Exercise task>
Write out all the entries word for word and omit any pictures.

Interface markup and scripts:
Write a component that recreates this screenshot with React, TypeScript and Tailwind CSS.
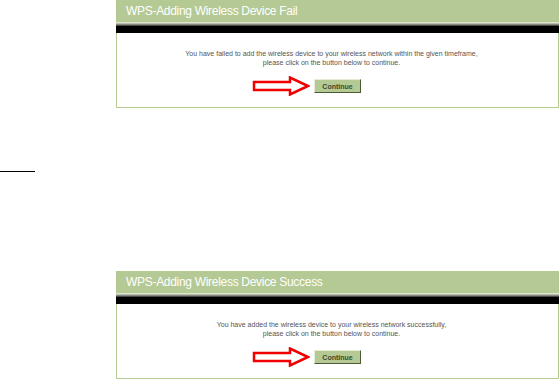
const PANELS = [
  {
    title: "WPS-Adding Wireless Device Fail",
    lines: [
      "You have failed to add the wireless device to your wireless network within the given timeframe,",
      "please click on the button below to continue.",
    ],
  },
  {
    title: "WPS-Adding Wireless Device Success",
    lines: [
      "You have added the wireless device to your wireless network successfully,",
      "please click on the button below to continue.",
    ],
  },
];

function Arrow() {
  return (
    <svg width="58" height="20" viewBox="0 0 58 20" className="block">
      <path
        d="M2 6 H38 V1.5 L56 10 L38 18.5 V14 H2 Z"
        fill="#fff"
        stroke="#f00000"
        strokeWidth="2.5"
        strokeLinejoin="miter"
      />
    </svg>
  );
}

function Panel({ title, lines }: { title: string; lines: string[] }) {
  return (
    <div className="ml-[116px] w-[443px]">
      <div className="flex h-[22px] items-center bg-[#b4c994] pl-[10px] font-['Liberation_Sans',Arial,sans-serif] text-[12px] tracking-[-0.3px] text-white">
        {title}
      </div>
      <div className="h-px bg-[#dfe6d0]" />
      <div className="h-px bg-[#b8bcae]" />
      <div className="h-px bg-[#868a7e]" />
      <div className="h-px bg-[#4a4c46]" />
      <div className="h-[7px] bg-black" />
      <div className="flex h-[75px] flex-col items-center border-x border-b border-[#b4c994] bg-white pt-[16px]">
        <div className="pr-[12px] text-center font-['Liberation_Sans',Arial,sans-serif] text-[7px] leading-[9px] text-[#555]">
          {lines.map((l) => (
            <div key={l}>{l}</div>
          ))}
        </div>
        <div className="mt-[9px] flex items-center gap-[4px] pr-[62px]">
          <Arrow />
          <button className="h-[14px] w-[47px] border border-t-[#e4ecd6] border-l-[#e4ecd6] border-b-[#4d5a38] border-r-[#4d5a38] bg-[#b4c994] font-['Liberation_Sans',Arial,sans-serif] text-[7px] font-bold leading-none text-[#3e4b2a]">
            Continue
          </button>
        </div>
      </div>
    </div>
  );
}

export default function App() {
  return (
    <div className="h-[380px] w-[560px] overflow-hidden bg-white">
      <Panel {...PANELS[0]} />
      <div className="mt-[63px] h-px w-[35px] bg-black" />
      <div className="mt-[99px]">
        <Panel {...PANELS[1]} />
      </div>
    </div>
  );
}
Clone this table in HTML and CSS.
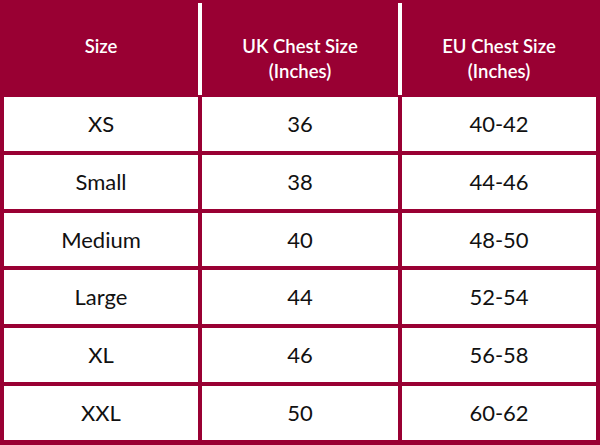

Output>
Write a component that recreates this screenshot with React, TypeScript and Tailwind CSS.
const PANELS = [
  {
    title: "WPS-Adding Wireless Device Fail",
    lines: [
      "You have failed to add the wireless device to your wireless network within the given timeframe,",
      "please click on the button below to continue.",
    ],
  },
  {
    title: "WPS-Adding Wireless Device Success",
    lines: [
      "You have added the wireless device to your wireless network successfully,",
      "please click on the button below to continue.",
    ],
  },
];

function Arrow() {
  return (
    <svg width="58" height="20" viewBox="0 0 58 20" className="block">
      <path
        d="M2 6 H38 V1.5 L56 10 L38 18.5 V14 H2 Z"
        fill="#fff"
        stroke="#f00000"
        strokeWidth="2.5"
        strokeLinejoin="miter"
      />
    </svg>
  );
}

function Panel({ title, lines }: { title: string; lines: string[] }) {
  return (
    <div className="ml-[116px] w-[443px]">
      <div className="flex h-[22px] items-center bg-[#b4c994] pl-[10px] font-['Liberation_Sans',Arial,sans-serif] text-[12px] tracking-[-0.3px] text-white">
        {title}
      </div>
      <div className="h-px bg-[#dfe6d0]" />
      <div className="h-px bg-[#b8bcae]" />
      <div className="h-px bg-[#868a7e]" />
      <div className="h-px bg-[#4a4c46]" />
      <div className="h-[7px] bg-black" />
      <div className="flex h-[75px] flex-col items-center border-x border-b border-[#b4c994] bg-white pt-[16px]">
        <div className="pr-[12px] text-center font-['Liberation_Sans',Arial,sans-serif] text-[7px] leading-[9px] text-[#555]">
          {lines.map((l) => (
            <div key={l}>{l}</div>
          ))}
        </div>
        <div className="mt-[9px] flex items-center gap-[4px] pr-[62px]">
          <Arrow />
          <button className="h-[14px] w-[47px] border border-t-[#e4ecd6] border-l-[#e4ecd6] border-b-[#4d5a38] border-r-[#4d5a38] bg-[#b4c994] font-['Liberation_Sans',Arial,sans-serif] text-[7px] font-bold leading-none text-[#3e4b2a]">
            Continue
          </button>
        </div>
      </div>
    </div>
  );
}

export default function App() {
  return (
    <div className="h-[380px] w-[560px] overflow-hidden bg-white">
      <Panel {...PANELS[0]} />
      <div className="mt-[63px] h-px w-[35px] bg-black" />
      <div className="mt-[99px]">
        <Panel {...PANELS[1]} />
      </div>
    </div>
  );
}
Clone this table in HTML and CSS.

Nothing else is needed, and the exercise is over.